On October 27, 2017, the Colorado Bar Association Ethics Committee adopted Formal Opinion 133, Ethical Duties of a Lawyer who is Party to a Matter Speaking with a Represented Party.
This Opinion considered a lawyer's ethical obligations in a unique factual situation: may a lawyer who is a party to a legal matter discuss the matter with represented party without first obtaining that party’s lawyer’s consent? In this scenario, the lawyer who is a party to a matter (lawyer/party) can either be pro se or be represented by separate counsel. The lawyer/party’s ethical obligations with respect to communication with opposing parties turns on this distinction.
The relevant rule is CRPC 4.2, Communication with Persons Represented by Counsel. The rule states that, “[i]n representing a client, a lawyer shall not communicate about the subject of the representation with a person the lawyer knows to be represented by another lawyer in the matter, unless the lawyer has the consent of the other lawyer or is authorized to do so by law or a court order.” A previous decision by a Colorado Supreme Court Office of the Presiding Disciplinary Judge identified three purposes of the rule: (1) to protect represented persons from overreach by opposing counsel; (2) to protect the attorney-client relationship from interference by opposing counsel; and (3) to reduce the risk that persons might disclose to opposing counsel confidential information harmful to their case.

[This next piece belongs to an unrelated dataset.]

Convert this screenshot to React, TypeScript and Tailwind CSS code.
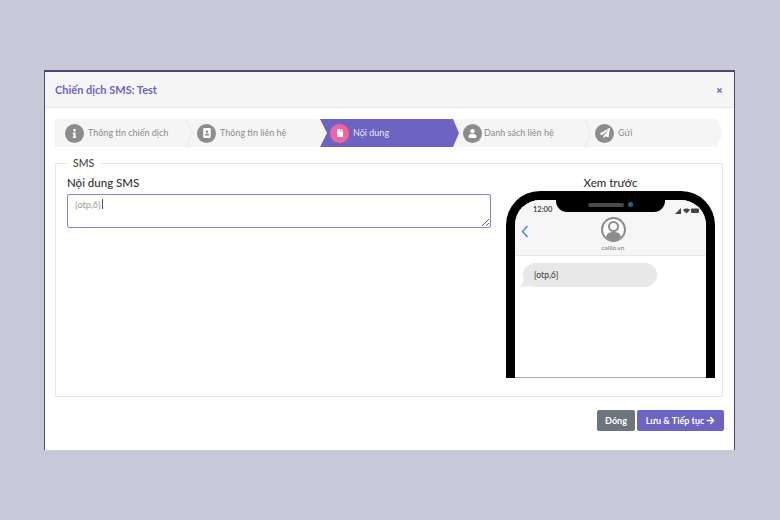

A lawyer/party may proceed pro se in a legal matter. In that case, the lawyer is actually acting as their own counsel. Colorado disciplinary decisions establish that, when a lawyer is pro se, CRPC 4.2 applies to the lawyer’s communication with other parties. A pro se lawyer will violate CRPC 4.2 by communicating directly with a represented party without their lawyer’s consent.
Conversely, a lawyer/party may be represented by counsel. Per Opinion 133, “no Colorado decision has directly addressed the second scenario.” The Ethics Committee “concludes that Rule 4.2 does not prohibit a lawyer/party from discussing the matter with a represented adverse party when the lawyer/party is represented by counsel.”
Thus, when a lawyer/party proceeds pro se, CRPC 4.2 prohibits the lawyer from directly communicating with a represented party absent consent of counsel. When a lawyer is represented in a matter, CRPC 4.2 does not prohibit the lawyer/party from directly communicating with the represented party about the matter.